— What this task involves —
Word for word, set down the records and skip each picture.

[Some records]
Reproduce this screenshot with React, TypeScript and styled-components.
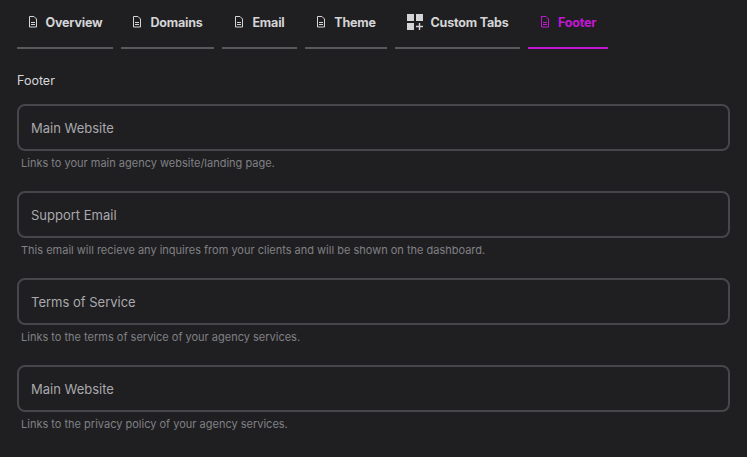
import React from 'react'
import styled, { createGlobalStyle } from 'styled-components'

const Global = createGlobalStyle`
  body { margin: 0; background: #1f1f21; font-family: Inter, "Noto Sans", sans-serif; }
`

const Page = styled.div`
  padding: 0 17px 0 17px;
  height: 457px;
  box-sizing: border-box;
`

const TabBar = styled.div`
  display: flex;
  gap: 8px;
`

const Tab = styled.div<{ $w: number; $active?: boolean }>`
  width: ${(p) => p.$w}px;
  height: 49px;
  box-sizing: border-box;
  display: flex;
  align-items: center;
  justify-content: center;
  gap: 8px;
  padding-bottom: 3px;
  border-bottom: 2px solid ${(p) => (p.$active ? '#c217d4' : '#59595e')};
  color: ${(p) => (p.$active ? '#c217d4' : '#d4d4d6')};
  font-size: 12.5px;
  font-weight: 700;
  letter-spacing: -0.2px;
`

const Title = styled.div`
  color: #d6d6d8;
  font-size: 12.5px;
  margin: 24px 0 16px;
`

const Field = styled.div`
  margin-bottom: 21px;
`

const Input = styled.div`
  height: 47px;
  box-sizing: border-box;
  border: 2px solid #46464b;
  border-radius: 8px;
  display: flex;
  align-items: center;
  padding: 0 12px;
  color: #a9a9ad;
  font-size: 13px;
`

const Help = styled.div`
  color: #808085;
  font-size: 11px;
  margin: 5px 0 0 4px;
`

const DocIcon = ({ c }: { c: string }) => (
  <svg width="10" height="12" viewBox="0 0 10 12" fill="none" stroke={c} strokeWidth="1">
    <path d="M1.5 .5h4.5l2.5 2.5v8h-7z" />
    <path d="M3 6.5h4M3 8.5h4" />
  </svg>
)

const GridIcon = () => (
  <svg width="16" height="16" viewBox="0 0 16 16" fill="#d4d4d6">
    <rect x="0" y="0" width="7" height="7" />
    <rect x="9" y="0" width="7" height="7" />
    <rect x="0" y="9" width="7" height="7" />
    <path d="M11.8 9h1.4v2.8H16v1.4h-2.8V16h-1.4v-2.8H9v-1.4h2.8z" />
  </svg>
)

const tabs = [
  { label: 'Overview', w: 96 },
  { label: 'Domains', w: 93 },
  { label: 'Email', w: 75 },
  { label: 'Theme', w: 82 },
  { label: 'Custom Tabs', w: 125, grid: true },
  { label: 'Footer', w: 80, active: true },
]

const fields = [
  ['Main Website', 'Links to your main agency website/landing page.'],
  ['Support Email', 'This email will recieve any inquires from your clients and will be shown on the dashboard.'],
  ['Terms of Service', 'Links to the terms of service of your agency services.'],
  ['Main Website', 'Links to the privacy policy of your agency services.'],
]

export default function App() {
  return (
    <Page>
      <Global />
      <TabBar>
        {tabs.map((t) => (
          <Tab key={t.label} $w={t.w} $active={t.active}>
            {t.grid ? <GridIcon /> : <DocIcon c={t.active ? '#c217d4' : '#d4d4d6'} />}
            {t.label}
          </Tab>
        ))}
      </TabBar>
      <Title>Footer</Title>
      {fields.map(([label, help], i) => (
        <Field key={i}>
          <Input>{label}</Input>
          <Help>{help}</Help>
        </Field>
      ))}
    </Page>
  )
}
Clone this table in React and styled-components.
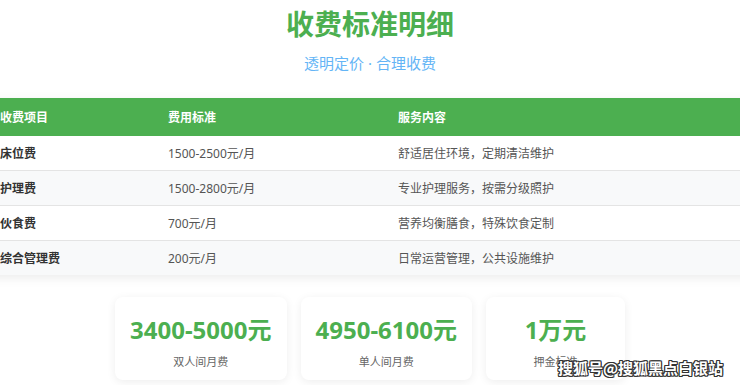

— Task output —
Reproduce this screenshot with React, TypeScript and styled-components.
import React from 'react'
import styled, { createGlobalStyle } from 'styled-components'

const Global = createGlobalStyle`
  body { margin: 0; background: #1f1f21; font-family: Inter, "Noto Sans", sans-serif; }
`

const Page = styled.div`
  padding: 0 17px 0 17px;
  height: 457px;
  box-sizing: border-box;
`

const TabBar = styled.div`
  display: flex;
  gap: 8px;
`

const Tab = styled.div<{ $w: number; $active?: boolean }>`
  width: ${(p) => p.$w}px;
  height: 49px;
  box-sizing: border-box;
  display: flex;
  align-items: center;
  justify-content: center;
  gap: 8px;
  padding-bottom: 3px;
  border-bottom: 2px solid ${(p) => (p.$active ? '#c217d4' : '#59595e')};
  color: ${(p) => (p.$active ? '#c217d4' : '#d4d4d6')};
  font-size: 12.5px;
  font-weight: 700;
  letter-spacing: -0.2px;
`

const Title = styled.div`
  color: #d6d6d8;
  font-size: 12.5px;
  margin: 24px 0 16px;
`

const Field = styled.div`
  margin-bottom: 21px;
`

const Input = styled.div`
  height: 47px;
  box-sizing: border-box;
  border: 2px solid #46464b;
  border-radius: 8px;
  display: flex;
  align-items: center;
  padding: 0 12px;
  color: #a9a9ad;
  font-size: 13px;
`

const Help = styled.div`
  color: #808085;
  font-size: 11px;
  margin: 5px 0 0 4px;
`

const DocIcon = ({ c }: { c: string }) => (
  <svg width="10" height="12" viewBox="0 0 10 12" fill="none" stroke={c} strokeWidth="1">
    <path d="M1.5 .5h4.5l2.5 2.5v8h-7z" />
    <path d="M3 6.5h4M3 8.5h4" />
  </svg>
)

const GridIcon = () => (
  <svg width="16" height="16" viewBox="0 0 16 16" fill="#d4d4d6">
    <rect x="0" y="0" width="7" height="7" />
    <rect x="9" y="0" width="7" height="7" />
    <rect x="0" y="9" width="7" height="7" />
    <path d="M11.8 9h1.4v2.8H16v1.4h-2.8V16h-1.4v-2.8H9v-1.4h2.8z" />
  </svg>
)

const tabs = [
  { label: 'Overview', w: 96 },
  { label: 'Domains', w: 93 },
  { label: 'Email', w: 75 },
  { label: 'Theme', w: 82 },
  { label: 'Custom Tabs', w: 125, grid: true },
  { label: 'Footer', w: 80, active: true },
]

const fields = [
  ['Main Website', 'Links to your main agency website/landing page.'],
  ['Support Email', 'This email will recieve any inquires from your clients and will be shown on the dashboard.'],
  ['Terms of Service', 'Links to the terms of service of your agency services.'],
  ['Main Website', 'Links to the privacy policy of your agency services.'],
]

export default function App() {
  return (
    <Page>
      <Global />
      <TabBar>
        {tabs.map((t) => (
          <Tab key={t.label} $w={t.w} $active={t.active}>
            {t.grid ? <GridIcon /> : <DocIcon c={t.active ? '#c217d4' : '#d4d4d6'} />}
            {t.label}
          </Tab>
        ))}
      </TabBar>
      <Title>Footer</Title>
      {fields.map(([label, help], i) => (
        <Field key={i}>
          <Input>{label}</Input>
          <Help>{help}</Help>
        </Field>
      ))}
    </Page>
  )
}
Clone this table in React and styled-components.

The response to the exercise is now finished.